Pillar 2 — task diversity

  • insert_peg skill — needs a peg-hole articulated primitive (prismatic-jointed hole with compliance). ~1 day slice.
  • More composites — "put the apple in the drawer", "stack three cubes by colour", "tidy the table".
  • Richer randomization fields — rgba, size, mass (currently only xy + yaw).

Pillar 3 — interaction

  • Client-side orbit camera — move viewer render from server-side MJPEG to client-side Three.js. ~2–3 days; needs its own spec.
  • Gamepad + continuous teleop — extend keyboard teleop with gamepad axes → velocity integration.
  • Trajectory inspector — post-run scrubber; requires in-RAM episode buffer.

Pillar 4 — loop closure

  • First integration with a real policy checkpoint — wire a public LeRobot/ACT/Diffusion ckpt into load_policy, validate against pick_cube_franka.
  • SO-101 reference backend — first concrete RealRobotBackend subclass on LeRobot's SO-101 driver.

Polish

  • Full-mesh Franka visuals--meshes full downloads menagerie's 33 MB of OBJ visuals on demand, caches locally.
  • PyPI release — CI wheel+sdist on tag.

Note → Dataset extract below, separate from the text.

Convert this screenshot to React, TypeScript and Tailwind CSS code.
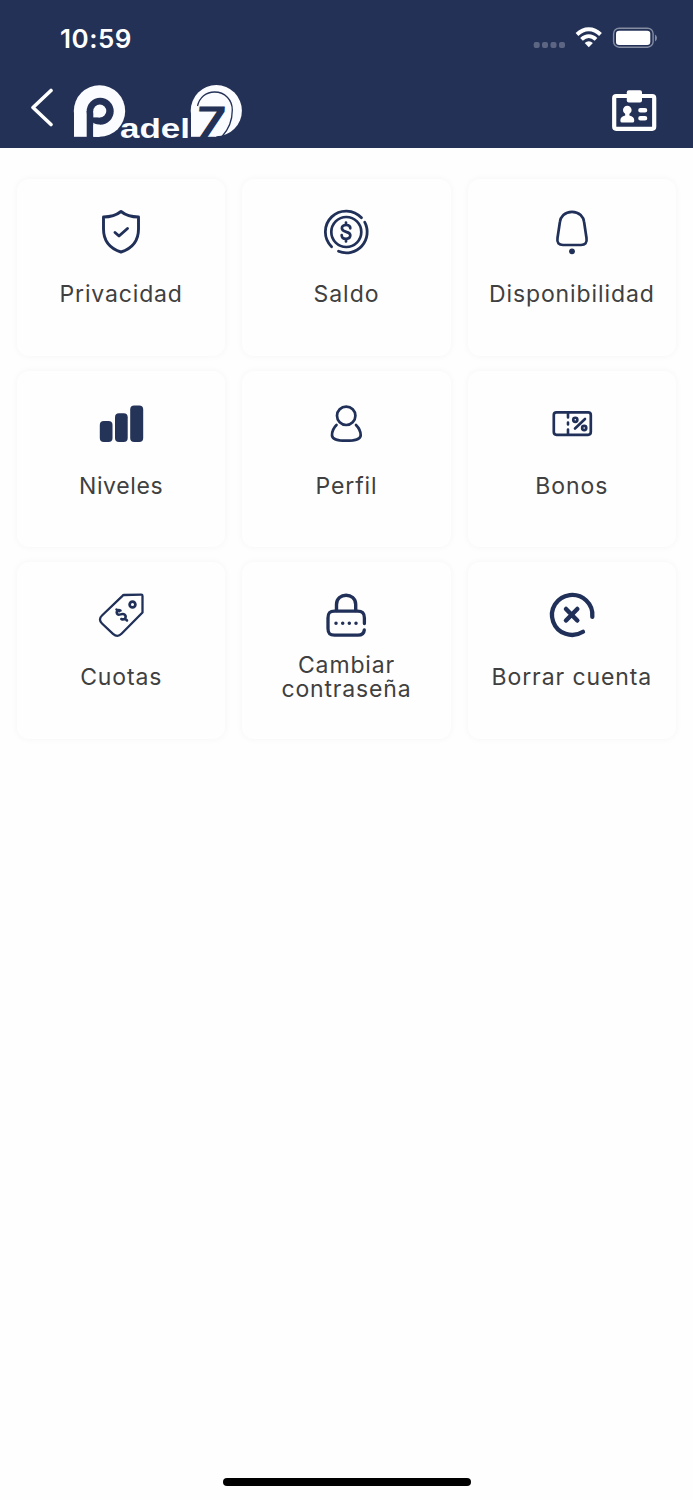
import type { ReactNode } from "react";

const Icon = ({ children }: { children: ReactNode }) => (
  <svg
    width="60"
    height="60"
    viewBox="0 0 60 60"
    fill="none"
    stroke="#203058"
    strokeWidth="2.9"
    strokeLinecap="round"
    strokeLinejoin="round"
  >
    {children}
  </svg>
);

const items: { lines: string[]; spacing: string; icon: ReactNode }[] = [
  {
    lines: ["Privacidad"],
    spacing: "tracking-[0.85px]",
    icon: (
      <>
        <path d="M30 10.5C25 14.5 20 16 12.5 16V28C12.5 39.500 19 47.500 30 51C41 47.500 47.500 39.500 47.500 28V16C40 16 35 14.500 30 10.500Z" />
        <path d="M24 31.500L28 35L36.500 27.500" />
      </>
    ),
  },
  {
    lines: ["Saldo"],
    spacing: "tracking-[1px]",
    icon: (
      <>
        <circle cx="30.300" cy="31" r="15" strokeWidth="2.700" />
        <path d="M15.600 45.700A20.800 20.800 0 1 1 45.500 16.800M48.700 21.200A20.800 20.800 0 0 1 22.500 50.300" strokeWidth="2.800" />
        <path d="M34.300 27.300C34.300 24.800 32.600 24 30.300 24C27.500 24 25.900 25 25.900 27.300C25.900 32.200 34.300 29.500 34.300 34.300C34.300 36.700 32.500 37.800 30 37.800C27.300 37.800 25.700 36.500 25.700 34.200M30 21.500V23.500M30 38V40.500" strokeWidth="2.700" />
      </>
    ),
  },
  {
    lines: ["Disponibilidad"],
    spacing: "tracking-[0.9px]",
    icon: (
      <>
        <path d="M30 10.800C22.500 10.800 18.500 16 17.900 21L15.500 37C14.700 42 17 44 21 44H39C43 44 45.300 42 44.500 37L42.100 21C41.500 16 37.500 10.800 30 10.800Z" strokeWidth="2.700" />
        <circle cx="30" cy="50.300" r="2.900" fill="#203058" stroke="none" />
      </>
    ),
  },
  {
    lines: ["Niveles"],
    spacing: "tracking-[0.65px]",
    icon: (
      <g fill="#243358" stroke="none">
        <rect x="8.800" y="28" width="12.700" height="21" rx="4" />
        <rect x="24" y="20.200" width="12.700" height="28.800" rx="4" />
        <rect x="39.200" y="12.500" width="13" height="36.500" rx="4" />
      </g>
    ),
  },
  {
    lines: ["Perfil"],
    spacing: "tracking-[0.9px]",
    icon: (
      <>
        <circle cx="30.200" cy="22.800" r="9.200" strokeWidth="2.700" />
        <path d="M20.500 32C17.400 35 16 38 16 42.200C16 46 22 47.700 30.200 47.700S44.700 46 44.700 42.200C44.700 38 43 35 40 32" strokeWidth="2.700" />
      </>
    ),
  },
  {
    lines: ["Bonos"],
    spacing: "tracking-[1px]",
    icon: (
      <>
        <rect x="11.800" y="19.300" width="37" height="22.500" rx="2.700" strokeWidth="2.700" />
        <path d="M26 20V24.500M26 29.500V31.500M26 36.500V41.500M33 35.500L43 26" strokeWidth="2.600" />
        <circle cx="33.300" cy="26.800" r="2.100" strokeWidth="2.600" />
        <circle cx="42.200" cy="35" r="2.100" strokeWidth="2.600" />
      </>
    ),
  },
  {
    lines: ["Cuotas"],
    spacing: "tracking-[0.85px]",
    icon: (
      <>
        <path d="M33 11L50.300 10.700C51.100 10.700 51.500 11.100 51.500 12V28.500L30.500 49.800C28 52.300 24.700 52.300 22 49.800L11 39.500C8.300 37 8.300 34 11 31.500L31.500 11.800Q32.200 11 33 11Z" strokeWidth="2.300" />
        <circle cx="41.500" cy="20.500" r="2.900" strokeWidth="2.700" />
        <path d="M29.500 26.500C27 25 25 27.500 26 29.700C27.500 32.500 31 28.500 33.500 30.500C36 32.500 34 36.500 30.300 35M28 27.200L25.500 25.500M34 34.500L36 36.500" strokeWidth="2.500" />
      </>
    ),
  },
  {
    lines: ["Cambiar", "contraseña"],
    spacing: "tracking-[0.85px]",
    icon: (
      <>
        <path d="M20.500 26.500V20.500C20.500 8.200 39.700 8.200 39.700 20.500V26.500" strokeWidth="3.400" />
        <path d="M48.400 39.500V34C48.400 29 46.500 27.200 41.500 27.200H18.500C13.500 27.200 12 29 12 34V44.500C12 49.500 13.500 51.200 18.500 51.200H42C46 51.200 48 49.500 48.300 46" strokeWidth="3.300" />
        <path d="M20 39.300h.01M26.700 39.300h.01M33.300 39.300h.01M40 39.300h.01" strokeWidth="3.500" />
      </>
    ),
  },
  {
    lines: ["Borrar cuenta"],
    spacing: "tracking-[0.9px]",
    icon: (
      <>
        <path d="M50.300 32.800A20.200 20 0 1 0 41 47.800" strokeWidth="4.300" />
        <path d="M24 25L35.300 36.500M35.300 25L24 36.500" strokeWidth="4.500" />
      </>
    ),
  },
];

const Logo = () => (
  <svg width="172" height="58" viewBox="72 83 172 58" className="overflow-visible">
    <circle cx="99.500" cy="111" r="25.700" fill="#fafcff" />
    <rect x="74" y="111" width="25" height="25.800" fill="#fafcff" />
    <circle cx="100.200" cy="111.200" r="13.500" fill="#243156" />
    <rect x="86.700" y="111" width="6.600" height="26" fill="#243156" />
    <circle cx="99.800" cy="111" r="6.500" fill="#fafcff" />
    <rect x="93.300" y="111" width="6.500" height="6.400" fill="#fafcff" />
    <rect x="93.300" y="124.700" width="6.500" height="12" fill="#fafcff" />
    <circle cx="216.300" cy="110.700" r="25.600" fill="#fafcff" />
    <rect x="191" y="110.700" width="25.300" height="26.100" fill="#fafcff" />
    <path
      d="M197.500 106C199.500 97.500 206 92 214.500 92C225 92 232.300 100 232.300 110C232.300 121 228 130 222 136.500"
      fill="none"
      stroke="#243156"
      strokeWidth="1.300"
    />
    <text
      x="120"
      y="137.800"
      fill="#fafcff"
      stroke="#243156"
      strokeWidth="1.600"
      paintOrder="stroke"
      fontFamily="Liberation Sans, sans-serif"
      fontWeight="700"
      fontSize="28.500"
      textLength="70"
      lengthAdjust="spacingAndGlyphs"
    >
      adel
    </text>
    <text
      transform="translate(195.500 137) skewX(-4)"
      fill="#243156"
      fontFamily="Inter, sans-serif"
      fontWeight="700"
      fontSize="42"
      textLength="29"
      lengthAdjust="spacingAndGlyphs"
    >
      7
    </text>
  </svg>
);

export default function App() {
  return (
    <div className="flex h-[1500px] w-[693px] flex-col bg-[#fefefe] font-[Inter,sans-serif]">
      <header className="h-[148px] bg-[#243156]">
        <div className="flex h-[75px] items-center justify-between pt-px pr-[35px] pl-[60px]">
          <span className="pt-px text-[26px] leading-none font-semibold tracking-[0.5px] text-white">10:59</span>
          <svg width="126" height="24" viewBox="532 26 126 24" fill="none">
            <g fill="#5c6683">
              <rect x="533.700" y="42" width="6" height="6" rx="2" />
              <rect x="542" y="42" width="6" height="6" rx="2" />
              <rect x="550.500" y="42" width="6" height="6" rx="2" />
              <rect x="559" y="42" width="6" height="6" rx="2" />
            </g>
            <path d="M577 34.500C584 27.500 593.500 27.500 600.500 34.500M581.500 39.300C586 35 591.500 35 596 39.300" stroke="#fff" strokeWidth="3.900" />
            <path d="M584.700 43Q588.800 39.500 592.900 43L588.800 47.300Z" fill="#fff" />
            <rect x="613.600" y="28.200" width="39.500" height="19" rx="5.500" stroke="#858da2" strokeWidth="1.400" />
            <rect x="616" y="30.700" width="34.300" height="14.200" rx="3.200" fill="#fff" />
            <path d="M655 34.500Q657 35.500 657 38T655 41.500Z" fill="#858da2" />
          </svg>
        </div>
        <div className="flex h-[73px] items-center pr-9 pl-[30px]">
          <svg width="24" height="40" viewBox="0.5 0.500 24 40" className="mb-[9px]" fill="none" stroke="#fff" strokeWidth="3.600" strokeLinecap="round" strokeLinejoin="round">
            <path d="M21.500 4L3.500 21L21.500 38" />
          </svg>
          <div className="ml-[18px]">
            <Logo />
          </div>
          <svg width="46" height="42" viewBox="611 90 46 42" className="mb-px ml-auto">
            <rect x="614.200" y="96" width="40" height="32.800" rx="2" fill="none" stroke="#fff" strokeWidth="4.200" />
            <rect x="626.800" y="90.300" width="15.200" height="12.300" rx="2" fill="#fff" />
            <ellipse cx="627.300" cy="110" rx="4.300" ry="4.300" fill="#fff" />
            <path d="M625.200 112H629.400V115.500Q634.200 116.700 634.200 120V121Q634.200 122.600 632.600 122.600H622Q620.400 122.600 620.400 121V120Q620.400 116.700 625.200 115.500Z" fill="#fff" />
            <path d="M640.500 110.300H645M640.500 118.300H645" stroke="#fff" strokeWidth="4.600" strokeLinecap="round" />
          </svg>
        </div>
      </header>
      <main className="grid grid-cols-3 gap-x-[17px] gap-y-[15px] px-[17px] pt-[31px]">
        {items.map(({ lines, spacing, icon }) => (
          <section
            key={lines[0]}
            className="flex h-[176.700px] flex-col items-center rounded-[12px] bg-[#fefefe] pt-[22px] shadow-[0_0_6px_1px_rgba(0,0,0,0.03)]"
          >
            <Icon>{icon}</Icon>
            <div className={`mt-[3px] flex h-[60px] flex-col justify-center text-center text-[23px] leading-[24px] font-[380] text-[#404040] ${spacing}`}>
              {lines.map((line) => (
                <span key={line} className="whitespace-nowrap">{line}</span>
              ))}
            </div>
          </section>
        ))}
      </main>
      <footer className="mt-auto flex justify-center pb-[14px]">
        <div className="h-[8px] w-[248px] rounded-full bg-black" />
      </footer>
    </div>
  );
}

v0.3 directions (not committed)

  • Full-scene randomization (lighting, camera, domain randomization).
  • Grasp evaluation plugin (AnyGrasp / GraspNet / anti-podal / learned).
  • More robot arms (UR5, xArm, SO-100 variants, two-arm setups).
  • Procedural kitchens / desks / shelves beyond tabletop_clutter.
  • Soft-body objects (fabric, fluids).
  • Multi-robot scenes + coordination skills.